-- Begin Available data --

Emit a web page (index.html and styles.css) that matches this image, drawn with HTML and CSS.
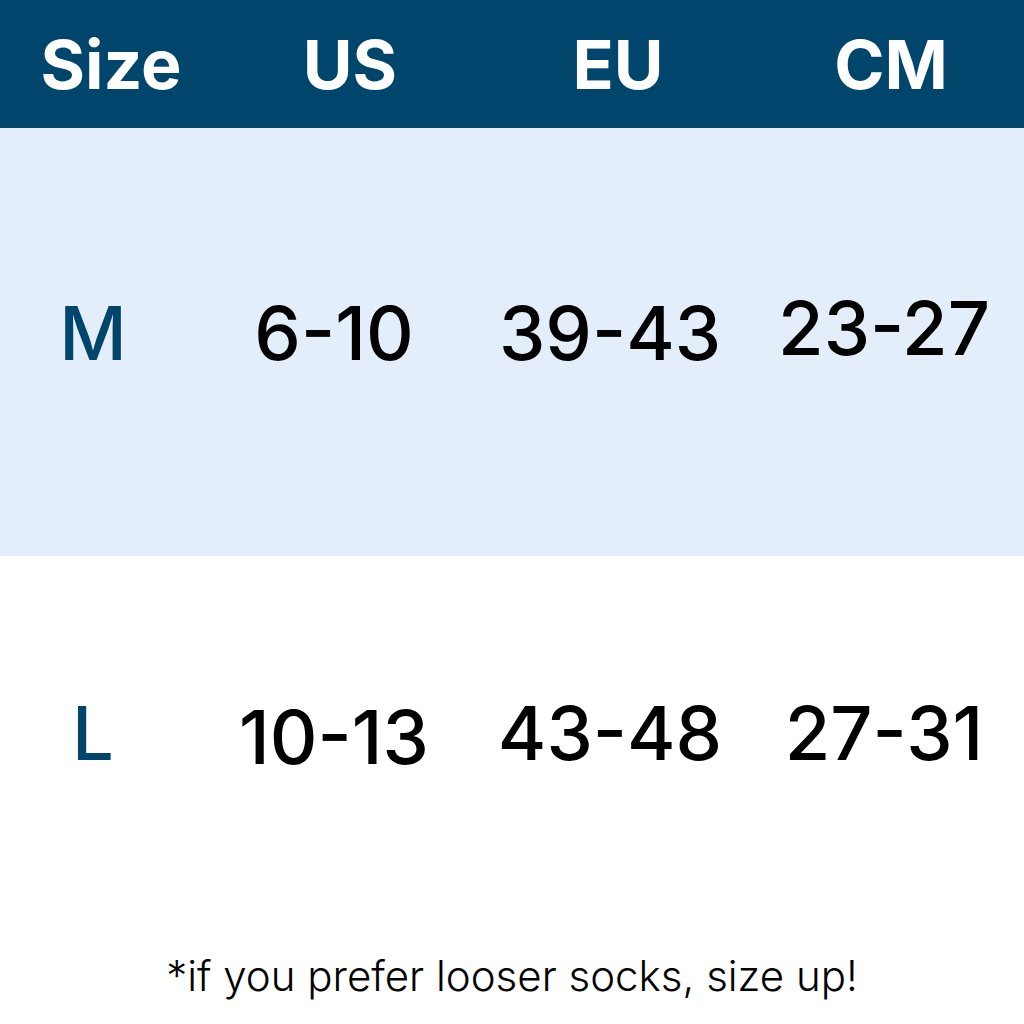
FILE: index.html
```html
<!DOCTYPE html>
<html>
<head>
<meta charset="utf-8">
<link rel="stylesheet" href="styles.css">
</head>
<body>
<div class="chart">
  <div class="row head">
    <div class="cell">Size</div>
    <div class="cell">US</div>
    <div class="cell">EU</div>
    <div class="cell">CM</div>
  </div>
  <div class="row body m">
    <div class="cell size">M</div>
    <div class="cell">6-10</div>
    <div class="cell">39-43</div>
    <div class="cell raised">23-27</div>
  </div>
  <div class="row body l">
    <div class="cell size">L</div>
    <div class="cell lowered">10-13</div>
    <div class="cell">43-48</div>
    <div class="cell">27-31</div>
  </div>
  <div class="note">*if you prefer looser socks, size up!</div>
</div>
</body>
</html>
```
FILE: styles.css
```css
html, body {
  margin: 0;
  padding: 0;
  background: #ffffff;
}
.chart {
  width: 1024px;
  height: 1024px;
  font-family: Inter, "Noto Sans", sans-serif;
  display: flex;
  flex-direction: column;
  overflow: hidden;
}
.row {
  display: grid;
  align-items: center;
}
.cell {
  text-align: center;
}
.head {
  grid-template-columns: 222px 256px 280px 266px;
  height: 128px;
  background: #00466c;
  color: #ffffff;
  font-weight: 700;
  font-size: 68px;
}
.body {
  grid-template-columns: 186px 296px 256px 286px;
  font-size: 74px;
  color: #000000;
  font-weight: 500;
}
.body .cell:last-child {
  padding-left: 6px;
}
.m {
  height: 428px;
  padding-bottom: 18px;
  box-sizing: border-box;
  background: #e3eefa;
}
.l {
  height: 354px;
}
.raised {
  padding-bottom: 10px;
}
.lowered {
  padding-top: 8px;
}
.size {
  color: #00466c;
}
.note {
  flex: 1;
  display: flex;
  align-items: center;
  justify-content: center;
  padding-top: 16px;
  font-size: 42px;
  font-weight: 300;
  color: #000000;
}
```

-- End Available data --

* Exercise brief
Print out the whole of the material word for word, without pictures.

* Exercise output
Emit a web page (index.html and styles.css) that matches this image, drawn with HTML and CSS.
FILE: index.html
```html
<!DOCTYPE html>
<html>
<head>
<meta charset="utf-8">
<link rel="stylesheet" href="styles.css">
</head>
<body>
<div class="chart">
  <div class="row head">
    <div class="cell">Size</div>
    <div class="cell">US</div>
    <div class="cell">EU</div>
    <div class="cell">CM</div>
  </div>
  <div class="row body m">
    <div class="cell size">M</div>
    <div class="cell">6-10</div>
    <div class="cell">39-43</div>
    <div class="cell raised">23-27</div>
  </div>
  <div class="row body l">
    <div class="cell size">L</div>
    <div class="cell lowered">10-13</div>
    <div class="cell">43-48</div>
    <div class="cell">27-31</div>
  </div>
  <div class="note">*if you prefer looser socks, size up!</div>
</div>
</body>
</html>
```
FILE: styles.css
```css
html, body {
  margin: 0;
  padding: 0;
  background: #ffffff;
}
.chart {
  width: 1024px;
  height: 1024px;
  font-family: Inter, "Noto Sans", sans-serif;
  display: flex;
  flex-direction: column;
  overflow: hidden;
}
.row {
  display: grid;
  align-items: center;
}
.cell {
  text-align: center;
}
.head {
  grid-template-columns: 222px 256px 280px 266px;
  height: 128px;
  background: #00466c;
  color: #ffffff;
  font-weight: 700;
  font-size: 68px;
}
.body {
  grid-template-columns: 186px 296px 256px 286px;
  font-size: 74px;
  color: #000000;
  font-weight: 500;
}
.body .cell:last-child {
  padding-left: 6px;
}
.m {
  height: 428px;
  padding-bottom: 18px;
  box-sizing: border-box;
  background: #e3eefa;
}
.l {
  height: 354px;
}
.raised {
  padding-bottom: 10px;
}
.lowered {
  padding-top: 8px;
}
.size {
  color: #00466c;
}
.note {
  flex: 1;
  display: flex;
  align-items: center;
  justify-content: center;
  padding-top: 16px;
  font-size: 42px;
  font-weight: 300;
  color: #000000;
}
```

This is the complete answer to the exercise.